Recensioni - Cultura e musica

Bentornati Masnadieri

Vivo successo per la ripresa del titolo verdiano a Busseto.

Da alcuni anni il Teatro Regio di Parma attua la politica di riprendere a primavera nel corso della normale stagione d’opera lo spettacolo prodotto con i vincitori del Concorso Internazionale di Voci Verdiane durante il precedente festival verdiano. Tra i tanti meriti di questa iniziativa vi sono senza dubbio quello di poter usufruire di quel piccolo gioiello del Teatro Verdi di Busseto, dando allo stesso tempo la possibilità ai giovani interpreti di confrontarsi ulteriormente con il pubblico.
Se poi lo spettacolo è particolarmente riuscito come nel caso dei Masnadieri dell’ottobre scorso la scelta si rivela pienamente vincente.

 

L’allestimento presentato è quello diretto da Leo Muscato che aveva debuttato al Regio nel 2013 e che non ha minimamente risentito del suo ridimensionamento per il più piccolo palcoscenico bussetano. Le suggestive scene di Federica Parolini mantengono intatta la loro efficacia grazie anche alle sapienti luci di Alessandro Verazzi che esaltano le atmosfere cupe e corrusche che caratterizzano la partitura.
Quinte materiche, un pavimento sconnesso che deborda fin sul golfo mistico e rami che calano dall’alto caratterizzano con efficace semplicità una realtà in disfacimento, sia che si tratti della foresta che delle tetre stanze del castello dei Moor. I pochi arredi scenici fanno da contorno a questo dramma in cui i personaggi non comunicano, ma vivono di malintesi da cui sfociano gesti estremi e violenti che raggiungono l’apice nel tragico e potente finale.
Muscato gestisce ottimamente il materiale a disposizione lavorando in modo sapiente sui cantanti che si dimostrano a loro agio nei rispettivi personaggi.

 

L’avere poi un direttore che non guarda a questa partitura con l’approccio snob che spesso si rivolge al “Verdi minore” ma che al contrario dimostra di crederci pienamente ha costituito un ulteriore tassello al successo della produzione. Il giovane Simon Krecic, alla testa dell’Orchestra dell’Opera Italiana, ha impresso il giusto ritmo alla narrazione, staccando tempi sostenuti e puntando su sonorità energiche, senza però mai rinunciare a sostenere ed accompagnare le voci.
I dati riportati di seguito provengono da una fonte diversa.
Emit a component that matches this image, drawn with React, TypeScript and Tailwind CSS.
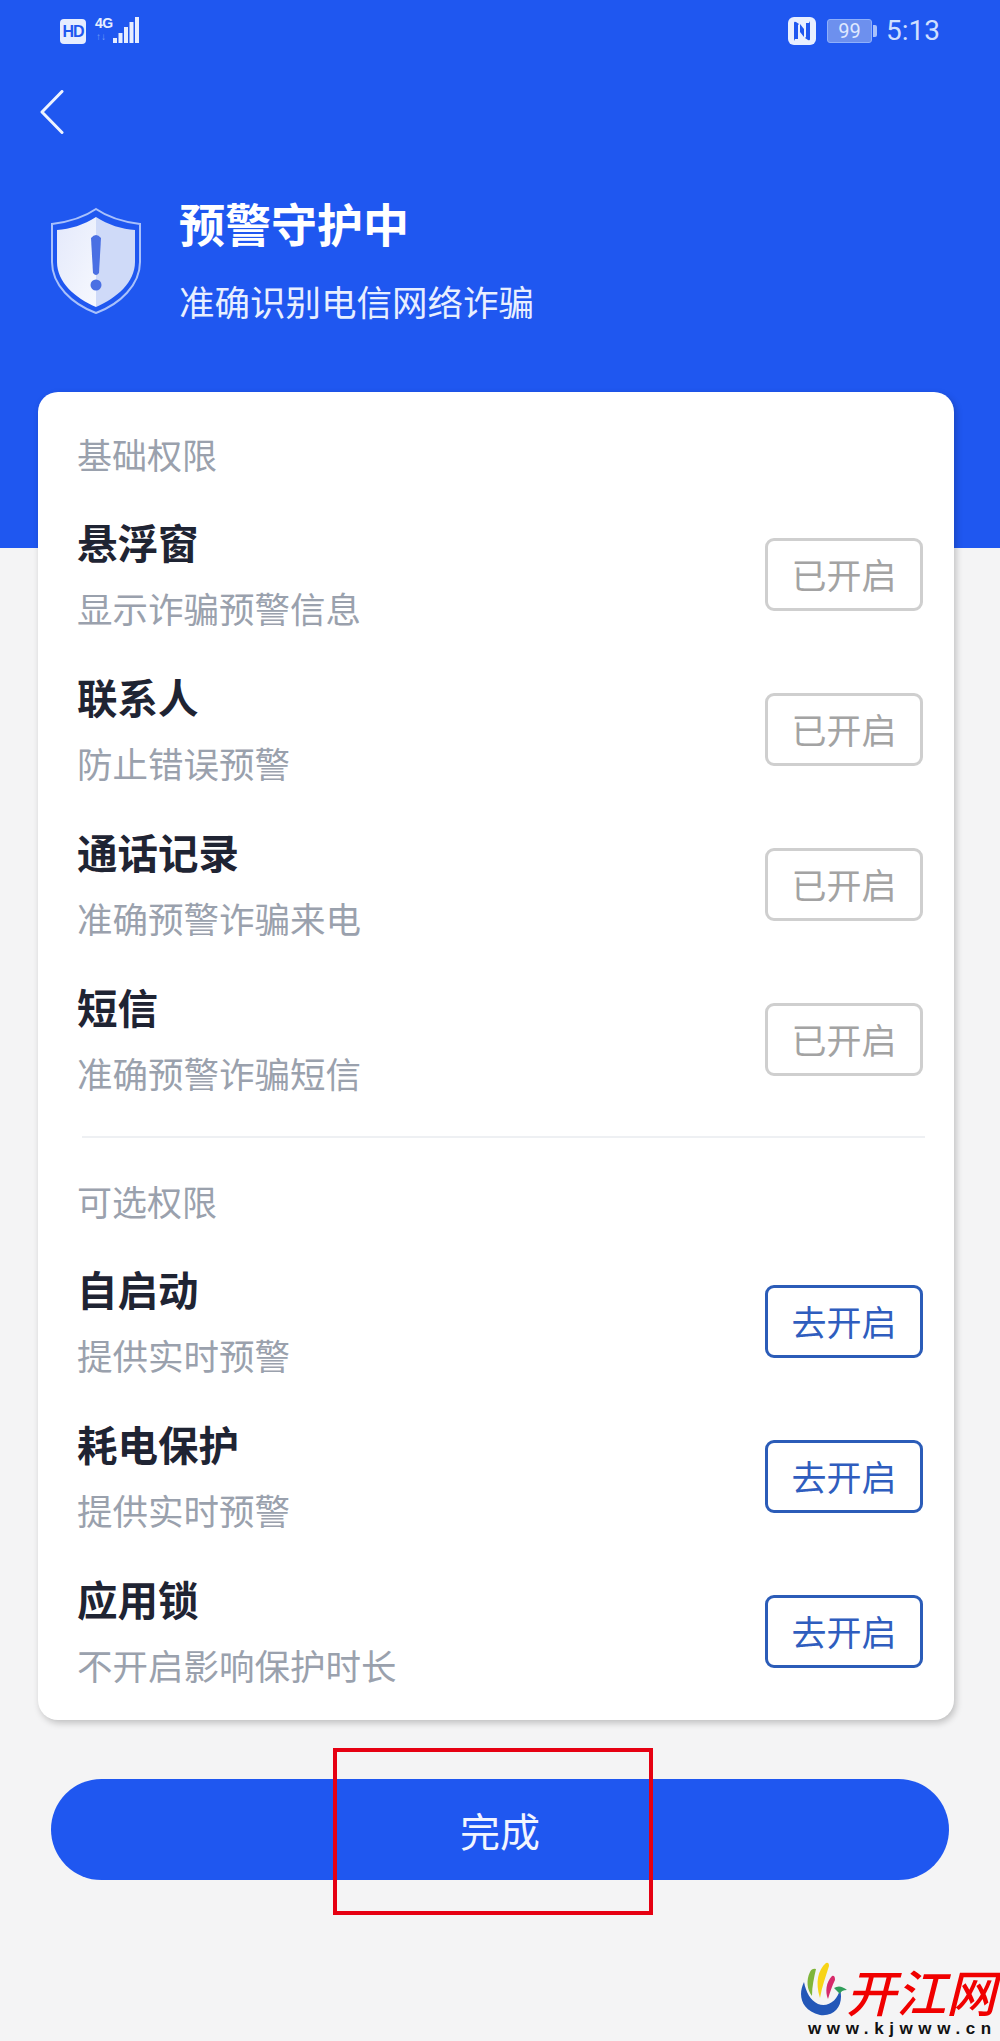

Più che adeguato il cast, su cui spiccava l’Amalia di Marta Torbidoni; dotata di un bel timbro lirico la soprano si è distinta sia per l’espressività del fraseggio che per la disinvoltura nelle agilità.  Giovanni Maria Palmia è stato un Carlo dalla voce molto ben impostata che spiccava nei momenti lirici pur mostrando qualche difficoltà nei passaggi più eroici. Voice importante e bella linea di canto hanno caratterizzato il Francesco di Leon Kim mentre George Andgulaze è stato un Massimiliano dal timbro morbido e robusto, disinvolto nei centri e nell’acuto, ma non sempre timbratissimo nel registro più grave.
Buone le prove del Moser di Wellington de Santana Moura, del Rolla di Jangmin Kong e dell’ Arminio di Manuel Rodriguez Remiro, nonostante la voce un po’ leggera di quest’ultimo.
Vivo successo da parte di un pubblico in cui spiccava un’importante presenza di stranieri, a dimostrazione del crescente interesse internazionale nei confronti della realtà musicale parmense.